Y ahí, lo más maravilloso del viaje: conocer a la mamá de Véronique (quien nos hizo todos los contactos atikamekw), que nos cocinó una comida tradicional: pâté d’orignal (el orignal, el alce, es el animal tradicional de la cultura), que yo no probé por ingenua fidelidad a mis principios de vegetariana occidental pero que todo el mundo festejó, la bannique (pan tradicional de muchos pueblos originarios), otras cositas exquisitas, y la pâte de bleuets, una pasta de arándanos maravillosa que se cuece al fuego de leña durante horas. Pero lo mejor de todo fue escuchar a la cocinera: esa mujer nos alimentó cuerpo, mente, alma y espíritu, entramando narraciones circulares sobre su vida, sobre la vida, sobre el mundo, durante horas. Algo de su voz, algo de su ser, me hizo como un pequeño crack adentro, una rajadura por donde entra luz y por donde quizás también pueda salir en algún momento. En sus palabras, a veces sentía que escuchaba a mi abuelo. Los relatos de alguien que viajó por el mundo, los relatos de alguien que no olvidó jamás sus raíces, los relatos de alguien a quien le tocó un dolor impuesto, lo ajeno de la guerra, lo ajeno de los pensionados indígenas, y así todo sobrevivir para contarlo, perdonar, amar, armar y armarse de una narración que potencia e ilumina alrededor. El agradecimiento es infinito. Todavía no me alcanzan las palabras.

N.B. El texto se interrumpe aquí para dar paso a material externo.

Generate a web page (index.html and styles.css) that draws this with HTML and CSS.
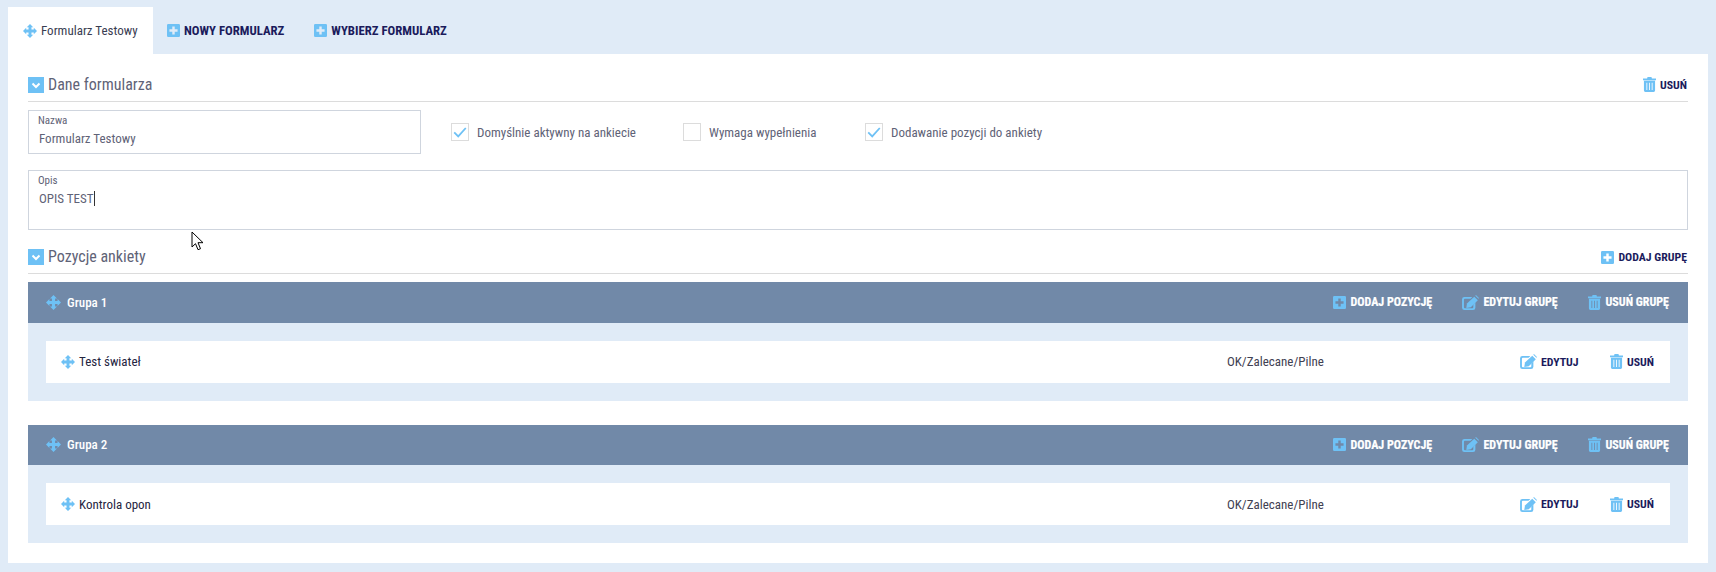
FILE: index.html
```html
<!DOCTYPE html>
<html lang="pl">
<head>
<meta charset="utf-8">
<title>Formularz Testowy</title>
<link rel="stylesheet" href="styles.css">
</head>
<body>
<svg class="defs" width="0" height="0" aria-hidden="true">
  <symbol id="i-move" viewBox="0 0 24 24"><path d="M12 0l5.500 5.500H14.500V9.500H18.500V6.500L24 12l-5.500 5.500V14.500H14.500V18.500H17.500L12 24l-5.500-5.500H9.500V14.500H5.500V17.500L0 12l5.500-5.500V9.500H9.500V5.500H6.500z"/></symbol>
  <symbol id="i-plus" viewBox="0 0 16 16"><path fill-rule="evenodd" d="M1.500 0h13A1.500 1.500 0 0 1 16 1.500v13a1.500 1.500 0 0 1-1.500 1.500h-13A1.500 1.500 0 0 1 0 14.500v-13A1.500 1.500 0 0 1 1.500 0zM6.500 3v3.500H3v3h3.500V13h3V9.500H13v-3H9.500V3z"/></symbol>
  <symbol id="i-edit" viewBox="0 0 18 16"><path d="M2.500 2H11L9 4H3a1 1 0 0 0-1 1V13a1 1 0 0 0 1 1h8a1 1 0 0 0 1-1V10L14.200 7.800v5.700a2.500 2.500 0 0 1-2.500 2.500H2.500A2.500 2.500 0 0 1 0 13.500v-9A2.500 2.500 0 0 1 2.500 2z"/><path d="M13 1.800L16.800 5.600 9.300 13.100 4.500 13.800l.7-4.700z"/><path d="M14.800 0L18 3.200 17.500 3.900 14.100 .7z"/></symbol>
  <symbol id="i-trash" viewBox="0 0 14 16"><path fill-rule="evenodd" d="M0 1.500h4.500V.6L5.100 0h3.800l.6.600V1.500H14V3.400H0zM1 4h12V14.500A1.500 1.500 0 0 1 11.500 16h-9A1.500 1.500 0 0 1 1 14.500zM3.700 6v8h.9V6zM6.550 6v8h.9V6zM9.400 6v8h.9V6z"/></symbol>
</svg>

<nav class="tabs">
  <div class="tab tab-active"><svg class="ico ico-move"><use href="#i-move"/></svg><span>Formularz Testowy</span></div>
  <div class="tab"><svg class="ico ico-plus"><use href="#i-plus"/></svg><span class="act-text tab-text">NOWY FORMULARZ</span></div>
  <div class="tab"><svg class="ico ico-plus"><use href="#i-plus"/></svg><span class="act-text tab-text">WYBIERZ FORMULARZ</span></div>
</nav>

<main class="panel">
  <header class="section-head">
    <span class="toggle"><svg viewBox="0 0 16 16" width="16" height="16"><path d="M4.500 6.500L8 10l3.500-3.500" fill="none" stroke="#fff" stroke-width="2"/></svg></span>
    <h2>Dane formularza</h2>
    <a class="action"><svg class="ico ico-trash"><use href="#i-trash"/></svg><span class="act-text">USUŃ</span></a>
  </header>

  <div class="form-row">
    <div class="field field-name">
      <label>Nazwa</label>
      <div class="value">Formularz Testowy</div>
    </div>
    <div class="check c1"><span class="box"><svg viewBox="0 0 18 18" width="16" height="16"><path d="M2.500 9.500l4.500 4.500 8.500-9.500" fill="none" stroke="#6ec1f5" stroke-width="2"/></svg></span><span>Domyślnie aktywny na ankiecie</span></div>
    <div class="check c2"><span class="box"></span><span>Wymaga wypełnienia</span></div>
    <div class="check"><span class="box"><svg viewBox="0 0 18 18" width="16" height="16"><path d="M2.500 9.500l4.500 4.500 8.500-9.500" fill="none" stroke="#6ec1f5" stroke-width="2"/></svg></span><span>Dodawanie pozycji do ankiety</span></div>
  </div>

  <div class="field field-desc">
    <label>Opis</label>
    <div class="value">OPIS TEST<span class="caret"></span></div>
  </div>

  <header class="section-head section-head-2">
    <span class="toggle"><svg viewBox="0 0 16 16" width="16" height="16"><path d="M4.500 6.500L8 10l3.500-3.500" fill="none" stroke="#fff" stroke-width="2"/></svg></span>
    <h2>Pozycje ankiety</h2>
    <a class="action"><svg class="ico ico-plus"><use href="#i-plus"/></svg><span class="act-text">DODAJ GRUPĘ</span></a>
  </header>

  <section class="group">
    <div class="group-head">
      <svg class="ico ico-move-lg"><use href="#i-move"/></svg>
      <span class="group-title">Grupa 1</span>
      <a class="action a-pos"><svg class="ico ico-plus"><use href="#i-plus"/></svg><span>DODAJ POZYCJĘ</span></a>
      <a class="action a-edit"><svg class="ico ico-edit"><use href="#i-edit"/></svg><span>EDYTUJ GRUPĘ</span></a>
      <a class="action a-del"><svg class="ico ico-trash"><use href="#i-trash"/></svg><span>USUŃ GRUPĘ</span></a>
    </div>
    <div class="group-body">
      <div class="item">
        <svg class="ico ico-move"><use href="#i-move"/></svg>
        <span class="item-name">Test świateł</span>
        <span class="item-type">OK/Zalecane/Pilne</span>
        <a class="action i-edit"><svg class="ico ico-edit"><use href="#i-edit"/></svg><span class="act-text">EDYTUJ</span></a>
        <a class="action i-del"><svg class="ico ico-trash"><use href="#i-trash"/></svg><span class="act-text">USUŃ</span></a>
      </div>
    </div>
  </section>

  <section class="group">
    <div class="group-head">
      <svg class="ico ico-move-lg"><use href="#i-move"/></svg>
      <span class="group-title">Grupa 2</span>
      <a class="action a-pos"><svg class="ico ico-plus"><use href="#i-plus"/></svg><span>DODAJ POZYCJĘ</span></a>
      <a class="action a-edit"><svg class="ico ico-edit"><use href="#i-edit"/></svg><span>EDYTUJ GRUPĘ</span></a>
      <a class="action a-del"><svg class="ico ico-trash"><use href="#i-trash"/></svg><span>USUŃ GRUPĘ</span></a>
    </div>
    <div class="group-body">
      <div class="item">
        <svg class="ico ico-move"><use href="#i-move"/></svg>
        <span class="item-name">Kontrola opon</span>
        <span class="item-type">OK/Zalecane/Pilne</span>
        <a class="action i-edit"><svg class="ico ico-edit"><use href="#i-edit"/></svg><span class="act-text">EDYTUJ</span></a>
        <a class="action i-del"><svg class="ico ico-trash"><use href="#i-trash"/></svg><span class="act-text">USUŃ</span></a>
      </div>
    </div>
  </section>
</main>

<svg class="cursor" width="13" height="20" viewBox="0 0 13 20"><path d="M1 1v15l3.500-3.300 2.500 6 2.500-1-2.500-6H12z" fill="#fff" stroke="#000" stroke-width="1"/></svg>
</body>
</html>
```

FILE: styles.css
```css
* { box-sizing: border-box; }
html, body { margin: 0; height: 100%; }
body {
  position: relative;
  background: #e0ebf7;
  padding: 7px 8px 9px;
  font-family: "Roboto Condensed", "Liberation Sans Narrow", Roboto, sans-serif;
  font-stretch: 75%;
  font-size: 13px;
  color: #5f6377;
  overflow: hidden;
}
.defs { position: absolute; }
.ico { fill: #6ec1f5; flex: none; display: block; }
.ico-move { width: 14px; height: 14px; }
.ico-move-lg { width: 15px; height: 15px; }
.ico-plus { width: 13px; height: 13px; }
.ico-edit { width: 17px; height: 15px; }
.ico-trash { width: 13px; height: 15px; }

.tabs { display: flex; height: 47px; }
.tab {
  display: flex;
  align-items: center;
  gap: 4px;
  padding: 0 16px 0 14px;
  color: #1b1b5c;
  white-space: nowrap;
}
.tab-active {
  width: 145px;
  padding: 0 0 0 15px;
  background: #fff;
  color: #3a3d52;
  gap: 4px;
  font-size: 13px;
}
.act-text { font-weight: 700; color: #1b1b5c; font-size: 11.800px; }
.tab-text { font-size: 12.750px; }

.panel { background: #fff; padding: 20px; height: 509px; }

.section-head {
  display: flex;
  align-items: flex-end;
  height: 28px;
  padding: 0 1px 8px 0;
  border-bottom: 1px solid #dcdcdc;
  margin-bottom: 8px;
}
.section-head-2 { margin-top: 16px; }
.toggle { width: 16px; height: 16px; background: #6ec1f5; margin-right: 4px; display: block; flex: none; }
.toggle svg { display: block; }
h2 { margin: 0 0 -1px; font-size: 16px; line-height: 19px; font-weight: 400; color: #5f6377; flex: 1; }
.action { display: flex; align-items: center; gap: 4px; }
.section-head .action { margin-bottom: 1px; }

.form-row { display: flex; align-items: center; height: 44px; }
.field { border: 1px solid #cfd5de; padding: 3px 9px; background: #fff; }
.field label { display: block; font-size: 11px; line-height: 14px; }
.field .value { font-size: 13px; line-height: 18px; padding-left: 1px; margin-top: 2px; }
.field-name { width: 393px; height: 44px; margin-right: 30px; }
.field-desc { height: 60px; margin-top: 16px; }
.caret { display: inline-block; width: 1px; height: 15px; margin-left: 1px; background: #333; vertical-align: -3px; }

.check { display: flex; align-items: center; gap: 8px; font-size: 13px; }
.c1 { width: 232px; }
.c2 { width: 182px; }
.box { width: 18px; height: 18px; border: 1px solid #dcdcdc; display: block; flex: none; }
.box svg { display: block; }

.group { margin-bottom: 24px; }
.group-head {
  display: flex;
  align-items: center;
  height: 40.500px;
  background: #7189a8;
  padding: 0 19px 0 18px;
  color: #fff;
  font-weight: 700;
  font-size: 12px;
}
.group-head .action span { -webkit-text-stroke: 0.2px #fff; }
.group-title { flex: 1; margin-left: 6px; font-size: 13px; font-weight: 500; }
.a-pos { width: 129px; }
.a-edit { width: 126px; }
.group-body { background: #e0ebf7; padding: 18px; }
.item {
  display: flex;
  align-items: center;
  height: 42px;
  background: #fff;
  padding: 0 16px 0 15px;
}
.item-name { flex: 1; margin-left: 4px; color: #25253f; font-size: 13px; }
.item-type { width: 293px; color: #3f4152; font-size: 13px; }
.i-edit { width: 90px; }

.cursor { position: absolute; left: 191px; top: 231px; }
```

en donde se puede apreciar fácilmente mi estado de felicidad

Solo recordar también la noche de vuelta al hospedaje, el restaurant invadido por un grupo de jubilados franceses, el retiro al bar en donde Véronique y Géneviève interpretaron para nosotres una parte de la obra escrita por Véronique a la luz de las velas. La magia.

Al otro día, la vuelta por la ruta tranquila, el almuerzo en la cervecería en Trois-Rivières, una parada por el museo Abénakis, y finalmente la llegada a Montréal, al departamento en donde Ger había arrancado una mudanza solito, para emprender esa otra aventura (que contaré la próxima vez).

En el medio, todas las charlas, las risas, los intercambios, las comidas. La generosidad infinita de cada une. Y yo, que apenas llego a este lugar, y no me imaginaba que tan pronto estaría cumpliendo mi sueño, mi destino… Mi por qué estar acá.